FTC: Occupational licenses are out of control
Maureen K. Ohlhausen, the new acting chair of the Federal Trade Commission, thinks it’s high time that the FTC start giving more than lip service to its traditional mandate of fostering economic liberty. And the first item in her crosshairs is the burgeoning growth in occupational licenses.
Over the past several decades, licensing requirements have multiplied like rabbits, she noted. Only 5 percent of the workforce needed a license in 1950, but somewhere between one-quarter and one-third of all American workers need one today.
Licensing is appropriate where health and safety is an issue, she added. That’s why every state requires workers in 60 different occupations -- from medical technicians and electricians to bus drivers -- to undergo job training and procure a state license. The FTC has no beef with those. The agency aims to restrict licensing requirements only where they create an unwarranted burden to competition, which drives up prices and kills jobs, she said.
For instance, depending on where you live, you might need a license to be an auctioneer, interior designer, makeup artist, hair braider, potato shipper, massage therapist or manicurist.
“The health and safety arguments about why these occupations need to be licensed range from dubious to ridiculous,” Ohlhausen said. “I challenge anyone to explain why the state has a legitimate interest in protecting the public from rogue interior designers carpet-bombing living rooms with ugly throw pillows.”
Yet, licensing requirements for many of these occupations are no joke. It takes roughly 30 hours to obtain training to be an entry-level emergency medical technician (EMT), for instance, but if you wanted to be a cosmetologist in Nebraska, your training would require 2,100 hours – more than a full working year.
Such onerous requirements have become an issue to the Department of Defense because of the high unemployment rate for military spouses, Ohlhausen said. With such time-consuming licensing requirements -- which often don’t give credit for the time the individual spent doing the same job in another state -- a military spouse could end up having to move long before he or she was able to obtain a license to work.
While some licensing requirements may been put into law with good intentions -- who wouldn’t want to avoid a bad hair day -- they add costs for workers and consumers by reducing competition in those industries. Indeed, Ohlhausen suspects many of the requirements were pushed by long-time industry players, who aim to deter new entrants into their fields.
One of the FTC’s top historic mandates is to encourage fair competition. However, occupational licensing is generally the purview of the states. So the FTC’s role is advisory -- until and unless a licensing requirement gets out of control, said Ohlhausen. In those rare cases, the agency can take the licensing group to court. Two such cases have even made it to the Supreme Court, where the FTC successfully argued that certain licensing requirements were anticompetitive and illegal.
However, serious enforcement actions like these are rare. Ohlhausen said her effort to tamp down the trend to overlicense is focused on talking about the impact to state governors and legislators and supporting them with legal arguments and staff resources when they come up against recalcitrant licensing boards bent on maintaining what the FTC considers an anticompetitive status quo.

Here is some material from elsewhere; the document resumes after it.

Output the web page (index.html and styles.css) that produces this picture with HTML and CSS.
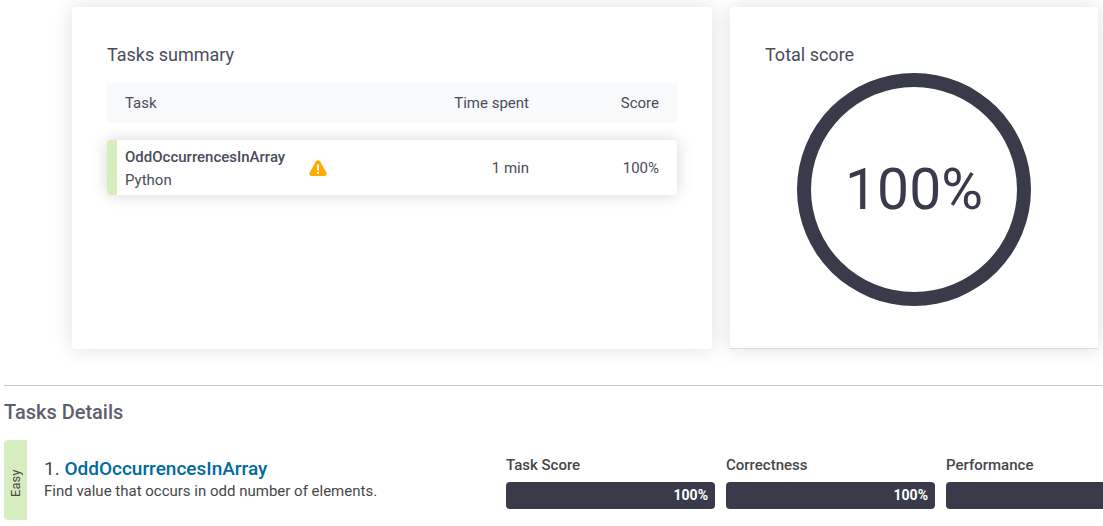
FILE: index.html
```html
<!DOCTYPE html>
<html lang="en">
<head>
<meta charset="utf-8">
<title>Test results</title>
<link rel="stylesheet" href="styles.css">
</head>
<body>
<main>
  <div class="overview">
    <section class="card">
      <h2 class="card-title">Tasks summary</h2>
      <table class="summary">
        <thead>
          <tr><th class="col-task">Task</th><th class="col-flag"></th><th class="col-time">Time spent</th><th class="col-score">Score</th></tr>
        </thead>
        <tbody>
          <tr>
            <td class="task-cell"><strong class="task-name">OddOccurrencesInArray</strong><span class="task-lang">Python</span></td>
            <td class="flag-cell">
              <svg class="warning" viewBox="0 0 18 16" role="img" aria-label="Warning">
                <path d="M7 1.2Q9-.8 11 1.2L17.200 12.2Q18.400 15.600 15.500 16H2.500Q-.400 15.600 .800 12.200Z" fill="#ffaa00"/>
                <path d="M9 4.500V10.200" stroke="#fff" stroke-width="2"/>
                <path d="M9 11.700V13.700" stroke="#fff" stroke-width="2"/>
              </svg>
            </td>
            <td class="num">1 min</td>
            <td class="num">100%</td>
          </tr>
        </tbody>
      </table>
    </section>
    <section class="card card-total">
      <h2 class="card-title">Total score</h2>
      <div class="ring">100%</div>
    </section>
  </div>
  <section class="details">
    <h2 class="details-title">Tasks Details</h2>
    <article class="task">
      <div class="level"><span class="level-text">Easy</span></div>
      <div class="task-info">
        <h3 class="task-heading">1. <a class="task-link" href="#task">OddOccurrencesInArray</a></h3>
        <p class="task-desc">Find value that occurs in odd number of elements.</p>
      </div>
      <div class="scores">
        <div class="score"><span class="score-label">Task Score</span><div class="bar">100%</div></div>
        <div class="score"><span class="score-label">Correctness</span><div class="bar">100%</div></div>
        <div class="score"><span class="score-label">Performance</span><div class="bar">100%</div></div>
      </div>
    </article>
  </section>
</main>
</body>
</html>
```
FILE: styles.css
```css
* { box-sizing: border-box; }
body {
  margin: 0;
  background: #fff;
  color: #474747;
  font: 15px/23px Roboto, "Liberation Sans", sans-serif;
  overflow-x: hidden;
}
h2, h3, p { margin: 0; font-weight: 400; }
.overview {
  display: grid;
  grid-template-columns: 640fr 368fr;
  gap: 18px;
  padding: 7px 5px 36px 72px;
  color: #4a4c5a;
}
.card {
  min-height: 342px;
  padding: 36px 35px 35px;
  border-radius: 4px;
  background: #fff;
  box-shadow: 0 0 20px rgba(0, 0, 0, 0.13);
}
.card-total {
  border-bottom: 1px solid #d9dae3;
  border-radius: 4px 4px 0 0;
}
.card-title { font-size: 18px; line-height: 23px; }
.summary {
  width: 100%;
  table-layout: fixed;
  border-spacing: 0 17px;
}
.summary th {
  height: 40px;
  padding: 0 18px;
  background: #f8f9fb;
  font-weight: 400;
  text-align: right;
}
.summary .col-task { width: 193px; text-align: left; }
.summary .col-flag { width: 36px; padding: 0; }
.col-score { width: 130px; }
.summary td { padding: 1px 18px 0; height: 55px; }
.summary tbody tr { border-radius: 4px; box-shadow: 0 0 16px rgba(0, 0, 0, 0.16); }
.summary .task-cell {
  padding: 6px 0 3px 8px;
  border-left: 10px solid #d6eebf;
  border-radius: 4px 0 0 4px;
}
.task-name, .task-lang { display: block; }
.task-name { font-weight: 500; }
.summary .flag-cell { padding: 0; text-align: center; }
.warning { display: block; width: 18px; height: 16px; margin: 0 auto; }
.num { text-align: right; }
.ring {
  display: flex;
  align-items: center;
  justify-content: center;
  width: 234px;
  height: 233px;
  margin: 7px auto 0;
  border: 14px solid #393b4a;
  border-radius: 50%;
  color: #393b4a;
  font-size: 57px;
}
.details {
  margin-left: 4px;
  border-top: 1px solid #c8c9cb;
}
.details-title {
  padding: 14px 0 16px;
  color: #5d5f6c;
  font-size: 20px;
  line-height: 24px;
  font-weight: 500;
}
.task { display: flex; height: 80px; }
.level {
  display: flex;
  flex: none;
  width: 23px;
  justify-content: center;
  padding-bottom: 23px;
  border-radius: 4px 0 0 4px;
  background: #d6eebf;
  font-size: 13px;
}
.level-text {
  writing-mode: vertical-rl;
  transform: rotate(180deg);
}
.task-info { flex: 1 0 479px; padding: 17px 0 0 17px; }
.task-heading { font-size: 19px; }
.task-link { color: #00699e; font-weight: 500; text-decoration: none; }
.scores { display: flex; flex: none; gap: 11px; padding-top: 14px; }
.score { width: 209px; }
.score-label { display: block; margin-bottom: 5px; font-weight: 500; }
.bar {
  height: 27px;
  padding-right: 7px;
  border-radius: 4px;
  background: #393b4a;
  color: #fff;
  font-size: 14px;
  font-weight: 700;
  line-height: 27px;
  text-align: right;
}
```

She recently launched an Economic Liberty Task Force within the FTC to gather and disseminate information on the topic. Although the FTC will continue to pursue its other mandates, including protecting and educating consumers about fraud, Ohlhausen said limiting occupational licensing is one of her top priorities.
And she has no trouble explaining why: “The proliferation of unnecessary and overbroad occupational licensing regimes not only burdens consumers and the economy, it hurts many average Americans who want to enter these occupations,” she said. “One study estimated that [unnecessary occupational licenses] cost the economy 3 million jobs and $200 billion in higher costs for consumers.”